In “searching] for a common core of operative facts in the two pleadings,” Bensel v. Allied Pilots Ass 'n, 387 F.3d 298, 310 (3d Cir. 2004), courts should remain aware that “the touchstone for relation back is fair notice, because Rule 15(c) is premised on the theory that ‘a party who has been notified of litigation concerning a particular occurrence has been given all the notice that statutes of limitations were intended
to provide,'” Glover v. FDIC, 698 F.3d 139, 146 (3d Cir. 2012). “Thus, only where the opposing party is given ‘fair notice of the general fact situation and the legal theory upon which the amending party proceeds' will relation back be allowed.” Glover, 698 F.3d at 146 (quoting Bensel, 387 F.3d at 310). For example, we have held that “amendments that restate the original claim with greater particularity or amplify the factual circumstances surrounding the pertinent conduct, transaction[,] or occurrence in the preceding pleading fall within Rule 15(c)” because the opposing party will have had sufficient notice of the circumstances surrounding the allegations contained in the amendment. Bensel, 387 F.3d at 310.United States v. Santarelli, 929 F.3d 95, 101 (3d Cir. 2019).

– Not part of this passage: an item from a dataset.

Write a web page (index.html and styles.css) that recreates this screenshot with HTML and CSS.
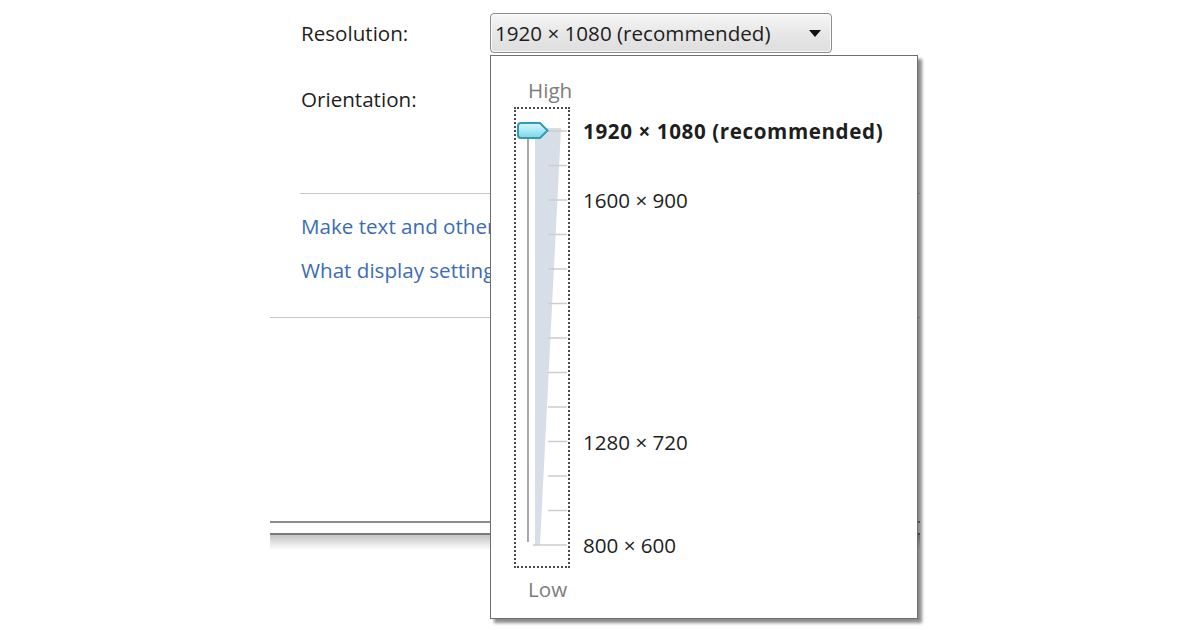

Petitioner cannot make the requisite showing that the Pre-sentencing Claims relate back to the claims in the original motion. As to the 2018 convictions, his initial motion contained only the claim that counsel failed to object to the enhancement at Petitioner's sentencing. 19-15019, ECF No. 1 at 4; ECF No. 1-1 at 3-8. In contrast, the Pre-sentencing Claims all involve allegations related to counsel's performance during the pretrial and guilty-plea stages of Petitioner's criminal proceedings. These claims are not tied to the common core of operative facts-counsel's alleged deficient performance at the sentencing stage of the proceedings-set out in the original motion. See Whitaker v. Superintendent Coal Twp. SCI, 721 Fed.Appx. 196, 202 (3d Cir. 2018) (claim concerning counsel's conduct at trial did not relate to claim concerning counsel's conduct before trial); United States v. Golson, No. 10- 339, 2017 WL 2985411, at *4 (M.D. Pa. July 13, 2017) (“Just because his initial 2255 motion was grounded in ineffective assistance of counsel does not mean that any and all new ineffective-assistance claims automatically relate back.”). Thus, as Petitioner cannot benefit from the relation-back doctrine, the Pre-sentencing Claims are untimely and will be dismissed on this basis.
2. The 2018 Conviction Claims are Without Merit
Even if the Pre-sentencing Claims did relate back to the original motion, Petitioner would not be entitled to habeas relief because those claims, as well as the enhancement claim, also fail on the merits.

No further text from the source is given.